INSTRUCTIONS FOR THE TASK: Transcribe every line from the top down to the line with "type Pt = [number, number];", both ends included, but not the pictures.

PROVIDED DATA:
——

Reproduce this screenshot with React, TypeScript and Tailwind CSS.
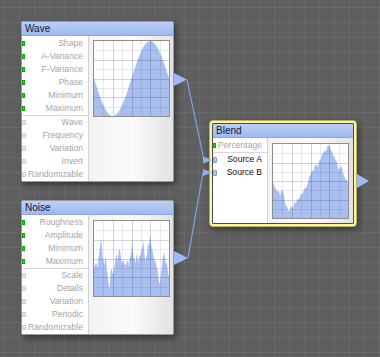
import React from "react";

type Pt = [number, number];

function Chart({ pts, h = 77 }: { pts: Pt[]; h?: number }) {
  const W = 75;
  const H = h - 2;
  const d =
    `M0,${H} ` +
    pts.map(([x, y]) => `L${(x * W).toFixed(2)},${(y * H).toFixed(2)}`).join(" ") +
    ` L${W},${H} Z`;
  const lines: React.ReactNode[] = [];
  for (let i = 1; i < 8; i++) {
    const major = i % 2 === 0;
    const c = major ? "rgba(40,50,80,0.22)" : "rgba(40,50,80,0.1)";
    const x = Math.round((i * W) / 8) + 0.5;
    const y = Math.round((i * H) / 8) + 0.5;
    lines.push(<line key={"v" + i} x1={x} y1={0} x2={x} y2={H} stroke={c} strokeWidth={1} />);
    lines.push(<line key={"h" + i} x1={0} y1={y} x2={W} y2={y} stroke={c} strokeWidth={1} />);
  }
  return (
    <div className="border border-[#8e8e8e] bg-white w-[77px]" style={{ height: h }}>
      <svg width={W} height={H} className="block">
        <path d={d} fill="#a9bff0" />
        {lines}
      </svg>
    </div>
  );
}

function Conn({ kind }: { kind: "green" | "gray" | "blue" }) {
  if (kind === "green")
    return <div className="w-[3px] h-[5px] bg-[#14d814] shadow-[inset_0_0_0_0.5px_#0a8a0a] shrink-0" />;
  if (kind === "blue")
    return <div className="w-[4px] h-[6px] rounded-[1px] bg-[#b9c8e4] border border-[#8899bb] shrink-0" />;
  return <div className="w-[4px] h-[5px] rounded-[1px] bg-[#f0f0f0] border border-[#c4c4c4] shrink-0" />;
}

function Row({ label, kind, dark }: { label: string; kind: "green" | "gray" | "blue"; dark?: boolean }) {
  return (
    <div className="h-[13px] flex items-center pr-[5px]">
      <Conn kind={kind} />
      <span className={"ml-auto text-[8.6px] leading-none " + (dark ? "text-[#111111]" : "text-[#a6a6a6]")}>
        {label}
      </span>
    </div>
  );
}

function Title({ text }: { text: string }) {
  return (
    <div className="h-[14px] flex items-center pl-[3px] bg-gradient-to-b from-[#bccff6] to-[#9fb8ef] border-b border-[#8fa6d8] text-[10px] leading-none text-[#0f1736]">
      {text}
    </div>
  );
}

function GenNode({
  title,
  g1,
  g2,
  pts,
  chartPad,
  cls,
}: {
  title: string;
  g1: string[];
  g2: string[];
  pts: Pt[];
  chartPad: string;
  cls: string;
}) {
  return (
    <div
      className={
        "absolute w-[153px] border border-[#9c9c9c] rounded-[2px] overflow-hidden bg-white shadow-[2px_3px_6px_rgba(0,0,0,0.45)] " +
        cls
      }
    >
      <Title text={title} />
      <div className="flex">
        <div className="w-[67px] border-r border-[#d2d2d2] bg-white">
          <div className="pt-[1px] border-b border-[#d8d8d8]">
            {g1.map((l) => (
              <Row key={l} label={l} kind="green" />
            ))}
          </div>
          <div>
            {g2.map((l) => (
              <Row key={l} label={l} kind="gray" />
            ))}
          </div>
        </div>
        <div className={"flex-1 pl-[4px] bg-gradient-to-r from-[#f3f3f3] via-[#fbfbfb] to-[#e2e2e2] " + chartPad}>
          <Chart pts={pts} />
        </div>
      </div>
    </div>
  );
}

const wavePts: Pt[] = Array.from({ length: 151 }, (_, i) => {
  const x = i / 150;
  return [x, 0.5 + 0.5 * Math.sin(2 * Math.PI * x)];
});

function fromZoom(arr: number[][], x0: number, w: number, y0: number, h: number, jitter: number): Pt[] {
  const out: Pt[] = [];
  let seed = 7;
  const rnd = () => {
    seed = (seed * 9301 + 49297) % 233280;
    return seed / 233280;
  };
  for (let i = 0; i < arr.length; i++) {
    const [zx, zy] = arr[i];
    out.push([(zx - x0) / w, Math.min(1, Math.max(0, (zy - y0) / h))]);
    if (i < arr.length - 1 && jitter > 0) {
      const [nx, ny] = arr[i + 1];
      const mx = (zx + nx) / 2;
      const my = (zy + ny) / 2 + (rnd() - 0.5) * jitter;
      out.push([(mx - x0) / w, Math.min(1, Math.max(0, (my - y0) / h))]);
    }
  }
  return out;
}

const noiseRaw = [
  [283, 215], [290, 200], [295, 215], [298, 180], [305, 130], [310, 185], [315, 210], [320, 190],
  [325, 240], [330, 285], [335, 220], [340, 235], [345, 215], [350, 180], [355, 200], [360, 160],
  [365, 180], [370, 205], [375, 200], [380, 210], [385, 195], [390, 215], [395, 180], [400, 130],
  [405, 190], [410, 205], [415, 170], [420, 195], [425, 180], [430, 160], [435, 135], [440, 200],
  [445, 180], [450, 145], [455, 115], [460, 160], [465, 180], [470, 195], [475, 215], [480, 240],
  [485, 265], [490, 220], [495, 185], [500, 180], [505, 200], [510, 230], [513, 235],
];
const noisePts = fromZoom(noiseRaw, 283, 230, 75, 227, 30);

const blendRaw = [
  [310, 215], [318, 240], [325, 245], [332, 260], [338, 240], [343, 255], [348, 290], [355, 300],
  [360, 305], [365, 290], [370, 300], [378, 280], [385, 270], [392, 265], [400, 255], [405, 240],
  [412, 235], [418, 215], [425, 195], [430, 180], [435, 185], [440, 165], [445, 170], [452, 150],
  [458, 140], [463, 130], [470, 120], [476, 110], [482, 105], [487, 115], [492, 125], [497, 140],
  [502, 150], [507, 160], [512, 180], [517, 170], [522, 175], [528, 200], [533, 210], [540, 220],
];
const blendPts = fromZoom(blendRaw, 310, 230, 100, 228, 14);

export default function App() {
  return (
    <div className="relative w-[380px] h-[357px] overflow-hidden bg-[#5f5f5f] bg-[linear-gradient(to_right,rgba(255,255,255,0.06)_1px,transparent_1px),linear-gradient(to_bottom,rgba(255,255,255,0.06)_1px,transparent_1px)] bg-[length:15px_15px] bg-[position:4px_7px] font-['Liberation_Sans',Arial,sans-serif]">
      <GenNode
        title="Wave"
        g1={["Shape", "A-Variance", "F-Variance", "Phase", "Minimum", "Maximum"]}
        g2={["Wave", "Frequency", "Variation", "Invert", "Randomizable"]}
        pts={wavePts}
        chartPad="pt-[4px]"
        cls="left-[21px] top-[21px]"
      />
      <GenNode
        title="Noise"
        g1={["Roughness", "Amplitude", "Minimum", "Maximum"]}
        g2={["Scale", "Details", "Variation", "Periodic", "Randomizable"]}
        pts={noisePts}
        chartPad="pt-[5px]"
        cls="left-[21px] top-[200px]"
      />

      {/* Blend (selected) */}
      <div className="absolute left-[209px] top-[120px] w-[148px] h-[107px] p-[2px] rounded-[4px] bg-[#fbf4a6] border border-[#b9b060] shadow-[2px_3px_6px_rgba(0,0,0,0.4)]">
        <div className="h-full border border-[#4c4c4c] rounded-[1px] overflow-hidden bg-white flex flex-col">
          <Title text="Blend" />
          <div className="flex flex-1">
            <div className="w-[55px] border-r border-[#d2d2d2] bg-white pt-[1px]">
              <div className="border-b border-[#d8d8d8]">
                <Row label="Percentage" kind="green" />
              </div>
              <Row label="Source A" kind="blue" dark />
              <Row label="Source B" kind="blue" dark />
            </div>
            <div className="flex-1 pl-[4px] pt-[5px] bg-gradient-to-r from-[#f3f3f3] via-[#fbfbfb] to-[#e2e2e2]">
              <Chart pts={blendPts} h={76} />
            </div>
          </div>
        </div>
      </div>

      {/* connections */}
      <svg className="absolute left-0 top-0 pointer-events-none" width={380} height={357}>
        <polygon points="174,73 187,79.5 174,86" fill="#9db8f3" />
        <polygon points="174,251 188,258 174,265" fill="#9db8f3" />
        <polygon points="357,174 369,181 357,188" fill="#9db8f3" />
        <line x1={187} y1={80} x2={204} y2={160} stroke="#7fa2f0" strokeWidth={1.2} />
        <line x1={188} y1={258} x2={203} y2={172.5} stroke="#7fa2f0" strokeWidth={1.2} />
        <polygon points="203,156.5 212,160 203,163.5" fill="#8fb0f2" />
        <polygon points="203,169 212,172.5 203,176" fill="#8fb0f2" />
      </svg>
    </div>
  );
}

——

SOLUTION:
Reproduce this screenshot with React, TypeScript and Tailwind CSS.
import React from "react";

type Pt = [number, number];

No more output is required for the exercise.